— CHALLENGE —
Show every line where "this" occurs.
*****
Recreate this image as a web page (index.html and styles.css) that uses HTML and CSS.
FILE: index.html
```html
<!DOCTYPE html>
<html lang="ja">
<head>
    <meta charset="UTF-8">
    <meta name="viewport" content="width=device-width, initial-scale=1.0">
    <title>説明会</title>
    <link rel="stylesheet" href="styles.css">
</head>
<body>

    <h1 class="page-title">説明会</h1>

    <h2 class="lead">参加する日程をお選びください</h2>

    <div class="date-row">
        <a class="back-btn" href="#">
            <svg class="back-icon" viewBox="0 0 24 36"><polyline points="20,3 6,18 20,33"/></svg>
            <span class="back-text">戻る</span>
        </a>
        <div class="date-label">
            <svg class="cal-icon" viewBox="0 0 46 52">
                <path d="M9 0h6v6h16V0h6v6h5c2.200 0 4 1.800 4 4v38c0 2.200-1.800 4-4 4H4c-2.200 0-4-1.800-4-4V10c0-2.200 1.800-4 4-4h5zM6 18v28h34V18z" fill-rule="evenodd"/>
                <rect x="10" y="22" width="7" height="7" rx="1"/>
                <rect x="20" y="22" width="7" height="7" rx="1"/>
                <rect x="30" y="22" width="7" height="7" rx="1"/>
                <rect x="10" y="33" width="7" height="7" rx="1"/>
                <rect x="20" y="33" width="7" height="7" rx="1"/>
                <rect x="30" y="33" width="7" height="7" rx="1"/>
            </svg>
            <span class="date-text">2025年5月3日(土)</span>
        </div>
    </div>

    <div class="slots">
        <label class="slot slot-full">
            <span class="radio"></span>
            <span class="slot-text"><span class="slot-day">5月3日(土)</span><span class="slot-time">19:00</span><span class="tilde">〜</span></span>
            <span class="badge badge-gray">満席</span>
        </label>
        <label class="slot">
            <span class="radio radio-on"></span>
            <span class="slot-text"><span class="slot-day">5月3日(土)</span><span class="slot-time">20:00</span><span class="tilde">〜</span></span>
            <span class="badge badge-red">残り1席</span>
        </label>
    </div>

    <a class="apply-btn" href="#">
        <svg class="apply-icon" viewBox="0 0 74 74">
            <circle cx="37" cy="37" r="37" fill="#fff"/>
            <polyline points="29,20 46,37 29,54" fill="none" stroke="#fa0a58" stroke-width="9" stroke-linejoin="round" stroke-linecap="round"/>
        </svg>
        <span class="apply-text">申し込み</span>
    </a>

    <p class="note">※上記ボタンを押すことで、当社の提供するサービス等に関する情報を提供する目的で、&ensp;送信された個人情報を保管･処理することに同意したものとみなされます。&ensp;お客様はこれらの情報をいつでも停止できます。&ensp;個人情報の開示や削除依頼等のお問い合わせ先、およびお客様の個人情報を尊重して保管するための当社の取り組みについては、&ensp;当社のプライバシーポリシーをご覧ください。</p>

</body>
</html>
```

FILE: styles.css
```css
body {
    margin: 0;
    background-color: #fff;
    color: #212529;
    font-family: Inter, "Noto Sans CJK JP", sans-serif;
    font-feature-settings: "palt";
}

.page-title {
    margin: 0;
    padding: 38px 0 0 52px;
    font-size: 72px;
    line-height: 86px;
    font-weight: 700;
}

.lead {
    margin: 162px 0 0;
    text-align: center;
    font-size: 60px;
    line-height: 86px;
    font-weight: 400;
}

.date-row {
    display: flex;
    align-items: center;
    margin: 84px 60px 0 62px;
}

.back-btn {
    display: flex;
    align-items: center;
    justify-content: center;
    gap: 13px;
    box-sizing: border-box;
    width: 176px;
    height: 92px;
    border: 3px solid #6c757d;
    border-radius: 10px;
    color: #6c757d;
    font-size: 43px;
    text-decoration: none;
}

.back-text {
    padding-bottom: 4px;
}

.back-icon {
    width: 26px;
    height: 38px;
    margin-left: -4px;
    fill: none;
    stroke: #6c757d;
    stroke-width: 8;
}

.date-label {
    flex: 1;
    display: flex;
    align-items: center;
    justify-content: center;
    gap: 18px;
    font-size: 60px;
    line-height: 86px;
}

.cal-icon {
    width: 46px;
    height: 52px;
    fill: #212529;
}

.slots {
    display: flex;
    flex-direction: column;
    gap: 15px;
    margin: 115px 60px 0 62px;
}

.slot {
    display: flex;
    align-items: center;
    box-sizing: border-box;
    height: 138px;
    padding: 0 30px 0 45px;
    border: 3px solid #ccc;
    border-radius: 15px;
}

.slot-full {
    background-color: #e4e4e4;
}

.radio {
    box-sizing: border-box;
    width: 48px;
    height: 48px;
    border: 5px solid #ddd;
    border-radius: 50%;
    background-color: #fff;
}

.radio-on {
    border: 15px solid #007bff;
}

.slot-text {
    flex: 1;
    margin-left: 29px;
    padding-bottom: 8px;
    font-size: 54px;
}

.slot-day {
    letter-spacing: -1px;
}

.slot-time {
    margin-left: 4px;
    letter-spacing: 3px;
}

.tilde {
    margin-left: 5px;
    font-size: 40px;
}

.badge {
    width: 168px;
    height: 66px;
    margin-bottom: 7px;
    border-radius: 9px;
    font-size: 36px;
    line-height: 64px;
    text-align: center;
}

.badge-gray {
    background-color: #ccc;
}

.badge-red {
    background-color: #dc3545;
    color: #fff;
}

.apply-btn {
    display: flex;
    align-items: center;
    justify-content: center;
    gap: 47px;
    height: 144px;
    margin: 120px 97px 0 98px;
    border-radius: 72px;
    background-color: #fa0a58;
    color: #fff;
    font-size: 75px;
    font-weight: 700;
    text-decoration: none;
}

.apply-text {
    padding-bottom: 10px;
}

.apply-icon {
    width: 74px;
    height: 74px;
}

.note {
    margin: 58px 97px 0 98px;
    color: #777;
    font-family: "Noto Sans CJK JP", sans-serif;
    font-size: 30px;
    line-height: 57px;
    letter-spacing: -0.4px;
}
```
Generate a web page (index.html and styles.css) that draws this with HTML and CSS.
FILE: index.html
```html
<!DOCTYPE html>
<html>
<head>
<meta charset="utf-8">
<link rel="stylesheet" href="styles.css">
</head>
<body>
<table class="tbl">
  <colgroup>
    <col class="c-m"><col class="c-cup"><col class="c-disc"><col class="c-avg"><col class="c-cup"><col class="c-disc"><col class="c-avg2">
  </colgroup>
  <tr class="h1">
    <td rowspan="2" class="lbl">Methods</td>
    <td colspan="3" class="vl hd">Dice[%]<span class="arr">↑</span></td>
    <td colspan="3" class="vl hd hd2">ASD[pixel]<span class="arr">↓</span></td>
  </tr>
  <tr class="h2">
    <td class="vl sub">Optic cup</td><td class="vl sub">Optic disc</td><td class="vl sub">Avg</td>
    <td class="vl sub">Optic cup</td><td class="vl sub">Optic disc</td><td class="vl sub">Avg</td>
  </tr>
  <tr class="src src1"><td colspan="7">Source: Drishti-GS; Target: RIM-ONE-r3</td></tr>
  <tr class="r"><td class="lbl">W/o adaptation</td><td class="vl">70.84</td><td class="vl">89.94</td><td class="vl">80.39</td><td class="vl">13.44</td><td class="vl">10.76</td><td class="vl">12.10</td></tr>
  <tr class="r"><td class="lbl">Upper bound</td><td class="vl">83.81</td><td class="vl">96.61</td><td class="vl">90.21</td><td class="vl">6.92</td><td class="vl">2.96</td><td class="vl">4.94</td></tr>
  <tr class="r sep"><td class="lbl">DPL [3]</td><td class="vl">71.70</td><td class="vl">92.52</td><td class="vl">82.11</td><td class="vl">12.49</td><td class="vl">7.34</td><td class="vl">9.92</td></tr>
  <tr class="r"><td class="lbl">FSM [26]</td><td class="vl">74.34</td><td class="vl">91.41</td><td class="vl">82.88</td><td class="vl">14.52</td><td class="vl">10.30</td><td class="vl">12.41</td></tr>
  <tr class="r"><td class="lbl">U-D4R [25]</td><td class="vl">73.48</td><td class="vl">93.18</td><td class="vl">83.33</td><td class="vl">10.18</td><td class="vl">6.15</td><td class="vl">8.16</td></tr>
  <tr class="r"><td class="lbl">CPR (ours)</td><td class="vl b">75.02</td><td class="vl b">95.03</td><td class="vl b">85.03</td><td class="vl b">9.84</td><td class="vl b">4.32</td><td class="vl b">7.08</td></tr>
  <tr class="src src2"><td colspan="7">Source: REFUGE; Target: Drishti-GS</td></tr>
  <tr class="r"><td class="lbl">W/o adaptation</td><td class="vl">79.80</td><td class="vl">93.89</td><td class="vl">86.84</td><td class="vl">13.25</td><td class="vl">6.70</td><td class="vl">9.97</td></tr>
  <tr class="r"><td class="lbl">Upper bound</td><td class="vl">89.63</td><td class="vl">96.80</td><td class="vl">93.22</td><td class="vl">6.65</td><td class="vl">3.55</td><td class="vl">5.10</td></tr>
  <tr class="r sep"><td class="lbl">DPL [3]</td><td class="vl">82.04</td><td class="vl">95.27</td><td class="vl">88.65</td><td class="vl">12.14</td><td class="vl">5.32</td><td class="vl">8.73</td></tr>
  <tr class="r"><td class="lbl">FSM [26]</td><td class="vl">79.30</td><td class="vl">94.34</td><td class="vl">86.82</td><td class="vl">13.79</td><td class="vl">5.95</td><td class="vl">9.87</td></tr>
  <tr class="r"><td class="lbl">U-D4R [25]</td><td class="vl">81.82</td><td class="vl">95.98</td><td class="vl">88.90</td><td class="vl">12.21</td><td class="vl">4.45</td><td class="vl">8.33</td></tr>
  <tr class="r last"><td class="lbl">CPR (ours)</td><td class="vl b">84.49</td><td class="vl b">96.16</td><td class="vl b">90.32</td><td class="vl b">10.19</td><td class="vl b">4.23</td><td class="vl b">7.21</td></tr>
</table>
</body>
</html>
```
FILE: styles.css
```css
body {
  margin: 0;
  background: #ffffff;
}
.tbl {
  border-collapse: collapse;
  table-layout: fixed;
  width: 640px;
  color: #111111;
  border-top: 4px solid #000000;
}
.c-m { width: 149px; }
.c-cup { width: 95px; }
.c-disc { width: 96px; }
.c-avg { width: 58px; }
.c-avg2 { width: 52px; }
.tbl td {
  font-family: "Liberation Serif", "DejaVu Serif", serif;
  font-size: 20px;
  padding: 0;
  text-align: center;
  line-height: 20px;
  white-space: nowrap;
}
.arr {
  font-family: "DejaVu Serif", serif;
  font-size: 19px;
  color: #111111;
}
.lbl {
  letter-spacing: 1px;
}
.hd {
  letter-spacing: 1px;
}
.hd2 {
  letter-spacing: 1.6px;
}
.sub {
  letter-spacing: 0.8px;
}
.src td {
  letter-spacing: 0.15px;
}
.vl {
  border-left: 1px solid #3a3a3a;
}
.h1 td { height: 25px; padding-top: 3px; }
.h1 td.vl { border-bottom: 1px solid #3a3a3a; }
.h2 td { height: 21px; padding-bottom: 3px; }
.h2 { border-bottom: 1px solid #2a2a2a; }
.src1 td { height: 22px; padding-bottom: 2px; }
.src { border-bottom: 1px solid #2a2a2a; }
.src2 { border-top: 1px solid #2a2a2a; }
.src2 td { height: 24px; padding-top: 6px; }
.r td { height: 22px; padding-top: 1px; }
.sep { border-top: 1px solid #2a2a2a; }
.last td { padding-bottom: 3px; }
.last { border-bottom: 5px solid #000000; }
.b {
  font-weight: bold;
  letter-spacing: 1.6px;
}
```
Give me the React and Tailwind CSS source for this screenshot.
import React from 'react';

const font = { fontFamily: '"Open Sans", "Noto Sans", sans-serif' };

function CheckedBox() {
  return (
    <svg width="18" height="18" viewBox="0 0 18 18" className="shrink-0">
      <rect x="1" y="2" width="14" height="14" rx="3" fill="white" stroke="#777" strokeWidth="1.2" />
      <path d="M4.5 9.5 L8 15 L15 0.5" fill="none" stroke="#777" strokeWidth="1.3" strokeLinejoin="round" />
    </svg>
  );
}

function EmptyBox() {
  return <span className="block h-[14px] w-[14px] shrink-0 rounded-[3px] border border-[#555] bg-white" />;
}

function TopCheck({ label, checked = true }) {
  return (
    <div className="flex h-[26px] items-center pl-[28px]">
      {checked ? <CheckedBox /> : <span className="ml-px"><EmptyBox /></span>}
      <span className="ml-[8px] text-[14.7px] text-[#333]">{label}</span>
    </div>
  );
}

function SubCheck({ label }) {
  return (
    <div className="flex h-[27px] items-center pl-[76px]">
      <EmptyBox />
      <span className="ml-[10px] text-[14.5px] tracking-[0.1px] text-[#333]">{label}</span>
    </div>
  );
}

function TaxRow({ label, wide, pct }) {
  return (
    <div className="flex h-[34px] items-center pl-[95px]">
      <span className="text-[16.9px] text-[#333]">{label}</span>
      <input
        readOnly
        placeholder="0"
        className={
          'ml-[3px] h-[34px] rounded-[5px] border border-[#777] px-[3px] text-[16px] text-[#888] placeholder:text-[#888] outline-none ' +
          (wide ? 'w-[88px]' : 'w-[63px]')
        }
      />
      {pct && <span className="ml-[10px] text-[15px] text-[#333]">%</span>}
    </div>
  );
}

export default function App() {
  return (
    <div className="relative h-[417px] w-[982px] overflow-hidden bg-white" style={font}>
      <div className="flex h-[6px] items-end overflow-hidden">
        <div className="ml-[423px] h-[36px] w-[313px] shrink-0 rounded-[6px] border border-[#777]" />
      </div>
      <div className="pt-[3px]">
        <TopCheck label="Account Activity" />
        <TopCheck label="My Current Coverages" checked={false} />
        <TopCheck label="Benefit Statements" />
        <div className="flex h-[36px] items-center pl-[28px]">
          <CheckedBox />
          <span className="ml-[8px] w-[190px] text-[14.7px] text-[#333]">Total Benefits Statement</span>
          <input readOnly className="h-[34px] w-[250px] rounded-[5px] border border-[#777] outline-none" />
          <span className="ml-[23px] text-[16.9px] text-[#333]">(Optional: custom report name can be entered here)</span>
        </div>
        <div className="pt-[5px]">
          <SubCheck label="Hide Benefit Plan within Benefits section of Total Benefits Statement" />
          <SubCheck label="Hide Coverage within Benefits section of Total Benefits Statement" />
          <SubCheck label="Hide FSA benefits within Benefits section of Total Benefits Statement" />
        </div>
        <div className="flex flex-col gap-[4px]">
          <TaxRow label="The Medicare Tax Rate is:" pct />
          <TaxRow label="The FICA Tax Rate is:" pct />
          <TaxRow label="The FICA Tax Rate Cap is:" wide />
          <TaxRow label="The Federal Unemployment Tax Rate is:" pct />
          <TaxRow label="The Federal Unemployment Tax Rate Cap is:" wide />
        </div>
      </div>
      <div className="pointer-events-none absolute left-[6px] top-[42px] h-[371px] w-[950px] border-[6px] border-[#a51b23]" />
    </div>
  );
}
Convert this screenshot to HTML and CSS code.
*****
— COMPLETE OUTPUT —
Recreate this image as a web page (index.html and styles.css) that uses HTML and CSS.
Generate a web page (index.html and styles.css) that draws this with HTML and CSS.
Give me the React and Tailwind CSS source for this screenshot.
Convert this screenshot to HTML and CSS code.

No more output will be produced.